Masturbation is, as all sex is, a working through of who we are and how we feel about ourselves, of what we wish for, of what we wish to avoid, of the history of our bodies, of everything that makes us human in the capacity of our bodies to experience that humanity; and there is a way in which sex is the creation of a symbol of that humanity: in the pleasures we move through on our way to orgasm, not because orgasm is the only and necessary goal of sex – though in masturbation orgasm usually is the point – but because each orgasm, whether we are conscious of it or not, is something to which we have to give meaning, and meaning requires history, not only the specific history of the sensations that brought you to this particular orgasm, but the larger personal and cultural history that each of those sensations taps into. I know I’ve had orgasms that changed me.
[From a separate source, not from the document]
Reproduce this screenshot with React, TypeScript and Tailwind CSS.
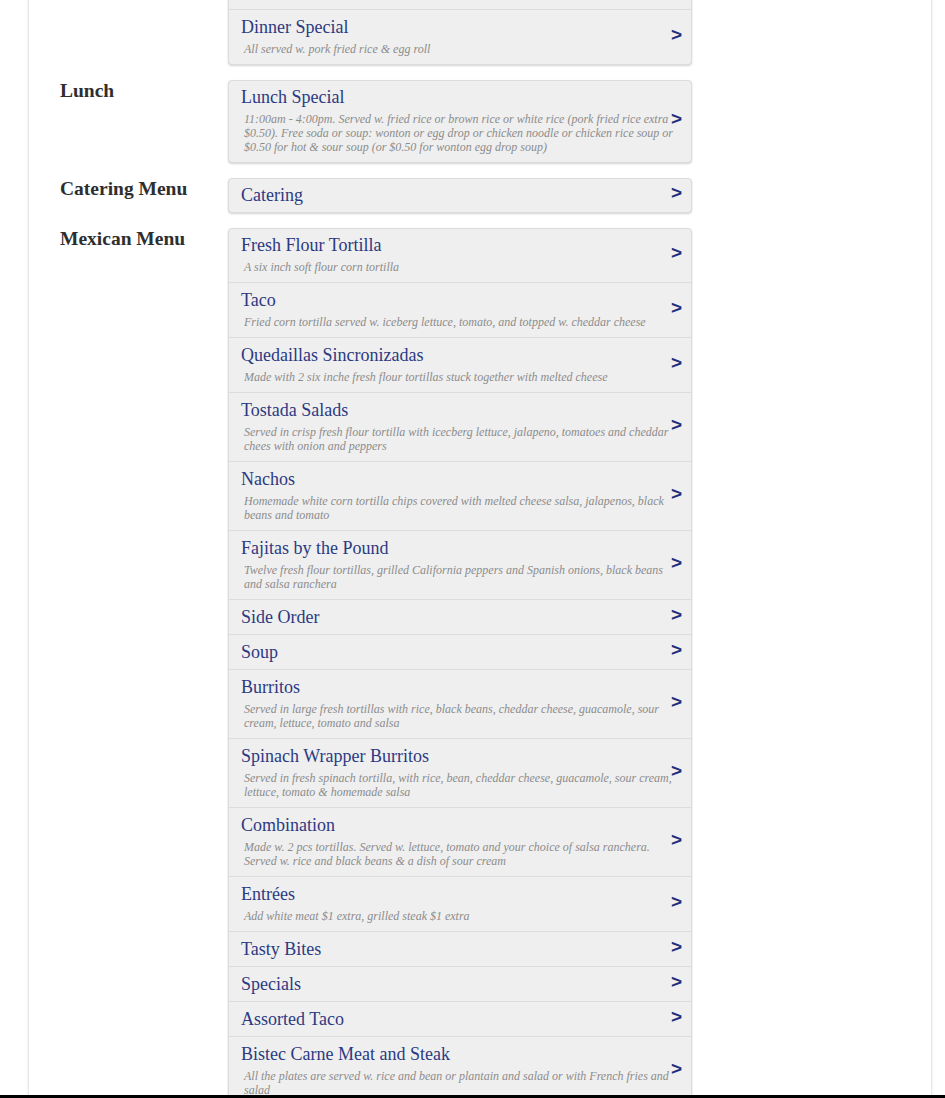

Some were solitary and some were shared, but all of them captured a truth about myself that I needed to face if I was going to grow, sexually and otherwise.
This symbolic aspect of sex – which may or may not be an accurate way of talking about these things, but which makes sense to me – reminds me as well of something I read a long time ago in Suzanne Langer’s book, Feeling and Form about how music is the symbolic representation of the process of human emotion and that it is this symbol which the composer creates on the page and that the performer plays into existence when he or she performs; and so it occurs to me that sex, solo or otherwise, is the playing into existence of that part of ourselves that is waiting to become, and sometimes we will understand what we are becoming in and through sex, and sometimes sex is what opens us up to the fact that this understanding is what we need to find.
So I am wondering: What have people out there understood? What have they found? Which are the orgasms that have changed you?
Cross posted on Alas.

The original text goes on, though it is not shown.